• **INSTRUCTION**: Would you write out the listing verbatim and skip every picture in it?

#### DATA SHOWN ####

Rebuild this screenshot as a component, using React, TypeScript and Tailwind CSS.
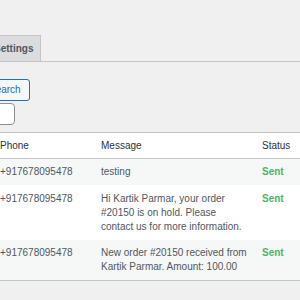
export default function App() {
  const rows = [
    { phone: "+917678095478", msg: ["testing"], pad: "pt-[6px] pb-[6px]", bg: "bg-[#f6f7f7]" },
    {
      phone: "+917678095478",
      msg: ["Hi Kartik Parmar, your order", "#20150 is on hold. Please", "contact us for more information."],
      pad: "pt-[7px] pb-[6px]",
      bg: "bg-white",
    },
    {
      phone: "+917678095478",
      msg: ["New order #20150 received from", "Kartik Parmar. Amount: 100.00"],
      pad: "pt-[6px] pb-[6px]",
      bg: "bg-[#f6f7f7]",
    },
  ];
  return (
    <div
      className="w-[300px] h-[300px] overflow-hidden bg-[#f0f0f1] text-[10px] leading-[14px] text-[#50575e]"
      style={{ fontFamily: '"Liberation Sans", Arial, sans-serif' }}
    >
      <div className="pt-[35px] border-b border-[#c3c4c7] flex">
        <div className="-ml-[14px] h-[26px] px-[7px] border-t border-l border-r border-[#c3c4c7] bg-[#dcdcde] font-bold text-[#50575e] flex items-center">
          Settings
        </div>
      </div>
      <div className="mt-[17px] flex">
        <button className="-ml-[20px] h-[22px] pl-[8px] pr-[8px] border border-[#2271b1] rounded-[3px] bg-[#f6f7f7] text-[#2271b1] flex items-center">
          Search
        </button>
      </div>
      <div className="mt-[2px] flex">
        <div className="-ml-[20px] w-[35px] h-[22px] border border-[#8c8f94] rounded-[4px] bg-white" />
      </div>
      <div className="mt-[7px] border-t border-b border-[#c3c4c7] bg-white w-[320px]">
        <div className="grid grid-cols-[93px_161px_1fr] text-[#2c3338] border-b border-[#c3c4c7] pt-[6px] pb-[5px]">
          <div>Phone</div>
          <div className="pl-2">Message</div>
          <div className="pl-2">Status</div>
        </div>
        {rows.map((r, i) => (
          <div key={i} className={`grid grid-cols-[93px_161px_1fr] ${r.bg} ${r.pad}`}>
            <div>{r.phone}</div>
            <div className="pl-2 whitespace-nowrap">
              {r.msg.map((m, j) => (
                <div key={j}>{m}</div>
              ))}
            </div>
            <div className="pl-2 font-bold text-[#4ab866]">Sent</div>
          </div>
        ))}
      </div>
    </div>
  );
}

####

• **RESULT OF THIS EXERCISE**:
Rebuild this screenshot as a component, using React, TypeScript and Tailwind CSS.
export default function App() {
  const rows = [
    { phone: "+917678095478", msg: ["testing"], pad: "pt-[6px] pb-[6px]", bg: "bg-[#f6f7f7]" },
    {
      phone: "+917678095478",
      msg: ["Hi Kartik Parmar, your order", "#20150 is on hold. Please", "contact us for more information."],
      pad: "pt-[7px] pb-[6px]",
      bg: "bg-white",
    },
    {
      phone: "+917678095478",
      msg: ["New order #20150 received from", "Kartik Parmar. Amount: 100.00"],
      pad: "pt-[6px] pb-[6px]",
      bg: "bg-[#f6f7f7]",
    },
  ];
  return (
    <div
      className="w-[300px] h-[300px] overflow-hidden bg-[#f0f0f1] text-[10px] leading-[14px] text-[#50575e]"
      style={{ fontFamily: '"Liberation Sans", Arial, sans-serif' }}
    >
      <div className="pt-[35px] border-b border-[#c3c4c7] flex">
        <div className="-ml-[14px] h-[26px] px-[7px] border-t border-l border-r border-[#c3c4c7] bg-[#dcdcde] font-bold text-[#50575e] flex items-center">
          Settings
        </div>
      </div>
      <div className="mt-[17px] flex">
        <button className="-ml-[20px] h-[22px] pl-[8px] pr-[8px] border border-[#2271b1] rounded-[3px] bg-[#f6f7f7] text-[#2271b1] flex items-center">
          Search
        </button>
      </div>
      <div className="mt-[2px] flex">
        <div className="-ml-[20px] w-[35px] h-[22px] border border-[#8c8f94] rounded-[4px] bg-white" />
      </div>
      <div className="mt-[7px] border-t border-b border-[#c3c4c7] bg-white w-[320px]">
        <div className="grid grid-cols-[93px_161px_1fr] text-[#2c3338] border-b border-[#c3c4c7] pt-[6px] pb-[5px]">
          <div>Phone</div>
          <div className="pl-2">Message</div>
          <div className="pl-2">Status</div>
        </div>
        {rows.map((r, i) => (
          <div key={i} className={`grid grid-cols-[93px_161px_1fr] ${r.bg} ${r.pad}`}>
            <div>{r.phone}</div>
            <div className="pl-2 whitespace-nowrap">
              {r.msg.map((m, j) => (
                <div key={j}>{m}</div>
              ))}
            </div>
            <div className="pl-2 font-bold text-[#4ab866]">Sent</div>
          </div>
        ))}
      </div>
    </div>
  );
}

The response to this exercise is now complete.